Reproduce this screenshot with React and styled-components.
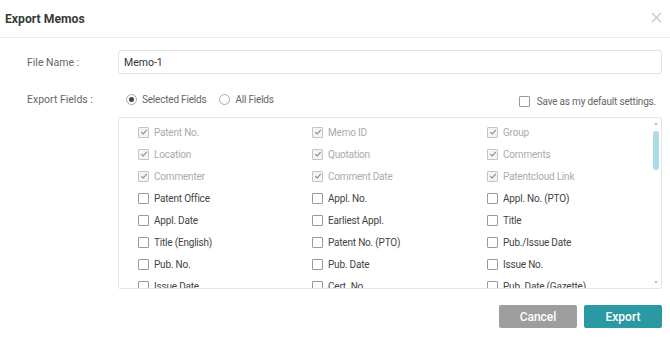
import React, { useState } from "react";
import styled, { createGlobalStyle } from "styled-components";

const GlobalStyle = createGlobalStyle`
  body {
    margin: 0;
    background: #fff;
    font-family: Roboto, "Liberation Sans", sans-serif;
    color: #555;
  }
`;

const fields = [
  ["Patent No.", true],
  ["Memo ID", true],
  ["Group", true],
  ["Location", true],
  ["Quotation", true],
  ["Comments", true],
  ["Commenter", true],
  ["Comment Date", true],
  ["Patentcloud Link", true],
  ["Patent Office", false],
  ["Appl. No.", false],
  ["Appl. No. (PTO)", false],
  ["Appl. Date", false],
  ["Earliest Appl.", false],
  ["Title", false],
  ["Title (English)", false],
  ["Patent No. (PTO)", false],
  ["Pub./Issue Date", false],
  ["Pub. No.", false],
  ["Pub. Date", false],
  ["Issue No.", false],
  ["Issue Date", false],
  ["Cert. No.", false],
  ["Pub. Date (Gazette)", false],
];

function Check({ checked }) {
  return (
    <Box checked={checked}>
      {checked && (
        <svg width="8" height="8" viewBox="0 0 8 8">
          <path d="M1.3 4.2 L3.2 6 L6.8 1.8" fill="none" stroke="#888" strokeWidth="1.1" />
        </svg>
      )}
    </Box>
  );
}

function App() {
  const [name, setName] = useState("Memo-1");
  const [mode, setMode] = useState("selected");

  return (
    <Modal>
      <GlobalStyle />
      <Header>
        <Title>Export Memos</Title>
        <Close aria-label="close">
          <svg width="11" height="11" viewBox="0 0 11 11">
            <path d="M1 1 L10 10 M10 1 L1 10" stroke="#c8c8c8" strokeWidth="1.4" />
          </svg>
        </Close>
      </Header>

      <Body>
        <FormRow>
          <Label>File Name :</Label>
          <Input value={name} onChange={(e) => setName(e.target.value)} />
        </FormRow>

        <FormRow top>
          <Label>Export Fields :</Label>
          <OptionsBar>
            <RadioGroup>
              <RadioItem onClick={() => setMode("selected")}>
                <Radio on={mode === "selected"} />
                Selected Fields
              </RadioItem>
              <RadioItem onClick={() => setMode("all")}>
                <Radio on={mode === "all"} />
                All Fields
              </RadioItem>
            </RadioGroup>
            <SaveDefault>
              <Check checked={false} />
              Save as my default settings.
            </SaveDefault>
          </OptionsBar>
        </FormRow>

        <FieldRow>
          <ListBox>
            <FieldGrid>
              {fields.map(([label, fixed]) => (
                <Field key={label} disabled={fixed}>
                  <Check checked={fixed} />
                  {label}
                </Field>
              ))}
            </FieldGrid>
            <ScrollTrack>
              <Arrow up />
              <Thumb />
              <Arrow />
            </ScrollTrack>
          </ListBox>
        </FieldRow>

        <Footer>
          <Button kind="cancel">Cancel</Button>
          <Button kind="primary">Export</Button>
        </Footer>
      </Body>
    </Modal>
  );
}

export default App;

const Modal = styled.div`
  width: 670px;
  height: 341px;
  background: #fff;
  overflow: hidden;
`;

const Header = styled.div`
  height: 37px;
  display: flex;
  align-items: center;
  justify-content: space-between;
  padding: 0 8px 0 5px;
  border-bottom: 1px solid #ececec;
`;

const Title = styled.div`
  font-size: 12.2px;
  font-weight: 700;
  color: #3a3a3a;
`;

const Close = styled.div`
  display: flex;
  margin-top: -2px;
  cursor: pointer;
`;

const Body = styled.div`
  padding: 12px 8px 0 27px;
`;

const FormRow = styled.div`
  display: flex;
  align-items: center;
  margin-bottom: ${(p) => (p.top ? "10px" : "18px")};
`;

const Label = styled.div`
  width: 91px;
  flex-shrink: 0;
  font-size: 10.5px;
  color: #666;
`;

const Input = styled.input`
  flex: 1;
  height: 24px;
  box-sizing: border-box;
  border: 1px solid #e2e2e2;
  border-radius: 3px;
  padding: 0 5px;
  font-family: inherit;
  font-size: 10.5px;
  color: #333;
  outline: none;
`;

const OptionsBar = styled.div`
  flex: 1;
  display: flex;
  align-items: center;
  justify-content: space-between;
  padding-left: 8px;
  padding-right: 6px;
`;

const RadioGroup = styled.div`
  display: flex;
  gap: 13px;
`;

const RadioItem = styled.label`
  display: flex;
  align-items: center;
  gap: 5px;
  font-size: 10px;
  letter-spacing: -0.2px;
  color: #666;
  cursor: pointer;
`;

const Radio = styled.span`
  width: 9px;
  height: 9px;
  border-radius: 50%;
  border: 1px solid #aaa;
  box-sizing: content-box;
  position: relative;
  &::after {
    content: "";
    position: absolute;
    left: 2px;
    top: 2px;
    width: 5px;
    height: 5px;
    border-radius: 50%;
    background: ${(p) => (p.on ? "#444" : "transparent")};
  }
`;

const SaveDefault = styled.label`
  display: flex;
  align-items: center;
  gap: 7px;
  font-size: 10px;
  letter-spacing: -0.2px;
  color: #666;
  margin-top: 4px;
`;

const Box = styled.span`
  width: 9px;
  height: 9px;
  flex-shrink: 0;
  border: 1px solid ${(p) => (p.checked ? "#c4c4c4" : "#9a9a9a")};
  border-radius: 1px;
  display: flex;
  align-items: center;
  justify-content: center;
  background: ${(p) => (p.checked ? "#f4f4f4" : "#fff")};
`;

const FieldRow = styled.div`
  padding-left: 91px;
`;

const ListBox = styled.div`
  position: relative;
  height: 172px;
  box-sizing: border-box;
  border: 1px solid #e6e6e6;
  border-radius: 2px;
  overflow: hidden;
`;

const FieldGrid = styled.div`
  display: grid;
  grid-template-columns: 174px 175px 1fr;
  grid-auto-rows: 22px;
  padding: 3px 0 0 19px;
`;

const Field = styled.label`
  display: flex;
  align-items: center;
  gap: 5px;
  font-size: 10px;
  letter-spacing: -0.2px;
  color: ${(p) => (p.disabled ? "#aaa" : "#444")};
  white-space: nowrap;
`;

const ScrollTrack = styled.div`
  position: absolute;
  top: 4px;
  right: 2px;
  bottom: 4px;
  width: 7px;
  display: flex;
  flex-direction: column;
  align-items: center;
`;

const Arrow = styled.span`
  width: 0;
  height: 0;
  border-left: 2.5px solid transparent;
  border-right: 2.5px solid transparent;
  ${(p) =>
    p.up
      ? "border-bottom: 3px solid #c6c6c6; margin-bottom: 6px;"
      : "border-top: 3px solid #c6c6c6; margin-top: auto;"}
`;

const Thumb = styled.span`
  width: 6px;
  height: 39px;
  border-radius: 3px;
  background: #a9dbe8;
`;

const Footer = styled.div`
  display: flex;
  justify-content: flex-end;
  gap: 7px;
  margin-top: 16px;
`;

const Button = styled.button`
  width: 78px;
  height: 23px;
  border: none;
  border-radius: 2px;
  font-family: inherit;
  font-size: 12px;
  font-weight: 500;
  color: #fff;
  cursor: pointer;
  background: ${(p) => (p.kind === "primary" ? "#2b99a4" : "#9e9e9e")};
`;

────────────────────

Task to complete:
Copy the data exactly. Any picture it contains is to be omitted.

Completed task:
Reproduce this screenshot with React and styled-components.
import React, { useState } from "react";
import styled, { createGlobalStyle } from "styled-components";

const GlobalStyle = createGlobalStyle`
  body {
    margin: 0;
    background: #fff;
    font-family: Roboto, "Liberation Sans", sans-serif;
    color: #555;
  }
`;

const fields = [
  ["Patent No.", true],
  ["Memo ID", true],
  ["Group", true],
  ["Location", true],
  ["Quotation", true],
  ["Comments", true],
  ["Commenter", true],
  ["Comment Date", true],
  ["Patentcloud Link", true],
  ["Patent Office", false],
  ["Appl. No.", false],
  ["Appl. No. (PTO)", false],
  ["Appl. Date", false],
  ["Earliest Appl.", false],
  ["Title", false],
  ["Title (English)", false],
  ["Patent No. (PTO)", false],
  ["Pub./Issue Date", false],
  ["Pub. No.", false],
  ["Pub. Date", false],
  ["Issue No.", false],
  ["Issue Date", false],
  ["Cert. No.", false],
  ["Pub. Date (Gazette)", false],
];

function Check({ checked }) {
  return (
    <Box checked={checked}>
      {checked && (
        <svg width="8" height="8" viewBox="0 0 8 8">
          <path d="M1.3 4.2 L3.2 6 L6.8 1.8" fill="none" stroke="#888" strokeWidth="1.1" />
        </svg>
      )}
    </Box>
  );
}

function App() {
  const [name, setName] = useState("Memo-1");
  const [mode, setMode] = useState("selected");

  return (
    <Modal>
      <GlobalStyle />
      <Header>
        <Title>Export Memos</Title>
        <Close aria-label="close">
          <svg width="11" height="11" viewBox="0 0 11 11">
            <path d="M1 1 L10 10 M10 1 L1 10" stroke="#c8c8c8" strokeWidth="1.4" />
          </svg>
        </Close>
      </Header>

      <Body>
        <FormRow>
          <Label>File Name :</Label>
          <Input value={name} onChange={(e) => setName(e.target.value)} />
        </FormRow>

        <FormRow top>
          <Label>Export Fields :</Label>
          <OptionsBar>
            <RadioGroup>
              <RadioItem onClick={() => setMode("selected")}>
                <Radio on={mode === "selected"} />
                Selected Fields
              </RadioItem>
              <RadioItem onClick={() => setMode("all")}>
                <Radio on={mode === "all"} />
                All Fields
              </RadioItem>
            </RadioGroup>
            <SaveDefault>
              <Check checked={false} />
              Save as my default settings.
            </SaveDefault>
          </OptionsBar>
        </FormRow>

        <FieldRow>
          <ListBox>
            <FieldGrid>
              {fields.map(([label, fixed]) => (
                <Field key={label} disabled={fixed}>
                  <Check checked={fixed} />
                  {label}
                </Field>
              ))}
            </FieldGrid>
            <ScrollTrack>
              <Arrow up />
              <Thumb />
              <Arrow />
            </ScrollTrack>
          </ListBox>
        </FieldRow>

        <Footer>
          <Button kind="cancel">Cancel</Button>
          <Button kind="primary">Export</Button>
        </Footer>
      </Body>
    </Modal>
  );
}

export default App;

const Modal = styled.div`
  width: 670px;
  height: 341px;
  background: #fff;
  overflow: hidden;
`;

const Header = styled.div`
  height: 37px;
  display: flex;
  align-items: center;
  justify-content: space-between;
  padding: 0 8px 0 5px;
  border-bottom: 1px solid #ececec;
`;

const Title = styled.div`
  font-size: 12.2px;
  font-weight: 700;
  color: #3a3a3a;
`;

const Close = styled.div`
  display: flex;
  margin-top: -2px;
  cursor: pointer;
`;

const Body = styled.div`
  padding: 12px 8px 0 27px;
`;

const FormRow = styled.div`
  display: flex;
  align-items: center;
  margin-bottom: ${(p) => (p.top ? "10px" : "18px")};
`;

const Label = styled.div`
  width: 91px;
  flex-shrink: 0;
  font-size: 10.5px;
  color: #666;
`;

const Input = styled.input`
  flex: 1;
  height: 24px;
  box-sizing: border-box;
  border: 1px solid #e2e2e2;
  border-radius: 3px;
  padding: 0 5px;
  font-family: inherit;
  font-size: 10.5px;
  color: #333;
  outline: none;
`;

const OptionsBar = styled.div`
  flex: 1;
  display: flex;
  align-items: center;
  justify-content: space-between;
  padding-left: 8px;
  padding-right: 6px;
`;

const RadioGroup = styled.div`
  display: flex;
  gap: 13px;
`;

const RadioItem = styled.label`
  display: flex;
  align-items: center;
  gap: 5px;
  font-size: 10px;
  letter-spacing: -0.2px;
  color: #666;
  cursor: pointer;
`;

const Radio = styled.span`
  width: 9px;
  height: 9px;
  border-radius: 50%;
  border: 1px solid #aaa;
  box-sizing: content-box;
  position: relative;
  &::after {
    content: "";
    position: absolute;
    left: 2px;
    top: 2px;
    width: 5px;
    height: 5px;
    border-radius: 50%;
    background: ${(p) => (p.on ? "#444" : "transparent")};
  }
`;

const SaveDefault = styled.label`
  display: flex;
  align-items: center;
  gap: 7px;
  font-size: 10px;
  letter-spacing: -0.2px;
  color: #666;
  margin-top: 4px;
`;

const Box = styled.span`
  width: 9px;
  height: 9px;
  flex-shrink: 0;
  border: 1px solid ${(p) => (p.checked ? "#c4c4c4" : "#9a9a9a")};
  border-radius: 1px;
  display: flex;
  align-items: center;
  justify-content: center;
  background: ${(p) => (p.checked ? "#f4f4f4" : "#fff")};
`;

const FieldRow = styled.div`
  padding-left: 91px;
`;

const ListBox = styled.div`
  position: relative;
  height: 172px;
  box-sizing: border-box;
  border: 1px solid #e6e6e6;
  border-radius: 2px;
  overflow: hidden;
`;

const FieldGrid = styled.div`
  display: grid;
  grid-template-columns: 174px 175px 1fr;
  grid-auto-rows: 22px;
  padding: 3px 0 0 19px;
`;

const Field = styled.label`
  display: flex;
  align-items: center;
  gap: 5px;
  font-size: 10px;
  letter-spacing: -0.2px;
  color: ${(p) => (p.disabled ? "#aaa" : "#444")};
  white-space: nowrap;
`;

const ScrollTrack = styled.div`
  position: absolute;
  top: 4px;
  right: 2px;
  bottom: 4px;
  width: 7px;
  display: flex;
  flex-direction: column;
  align-items: center;
`;

const Arrow = styled.span`
  width: 0;
  height: 0;
  border-left: 2.5px solid transparent;
  border-right: 2.5px solid transparent;
  ${(p) =>
    p.up
      ? "border-bottom: 3px solid #c6c6c6; margin-bottom: 6px;"
      : "border-top: 3px solid #c6c6c6; margin-top: auto;"}
`;

const Thumb = styled.span`
  width: 6px;
  height: 39px;
  border-radius: 3px;
  background: #a9dbe8;
`;

const Footer = styled.div`
  display: flex;
  justify-content: flex-end;
  gap: 7px;
  margin-top: 16px;
`;

const Button = styled.button`
  width: 78px;
  height: 23px;
  border: none;
  border-radius: 2px;
  font-family: inherit;
  font-size: 12px;
  font-weight: 500;
  color: #fff;
  cursor: pointer;
  background: ${(p) => (p.kind === "primary" ? "#2b99a4" : "#9e9e9e")};
`;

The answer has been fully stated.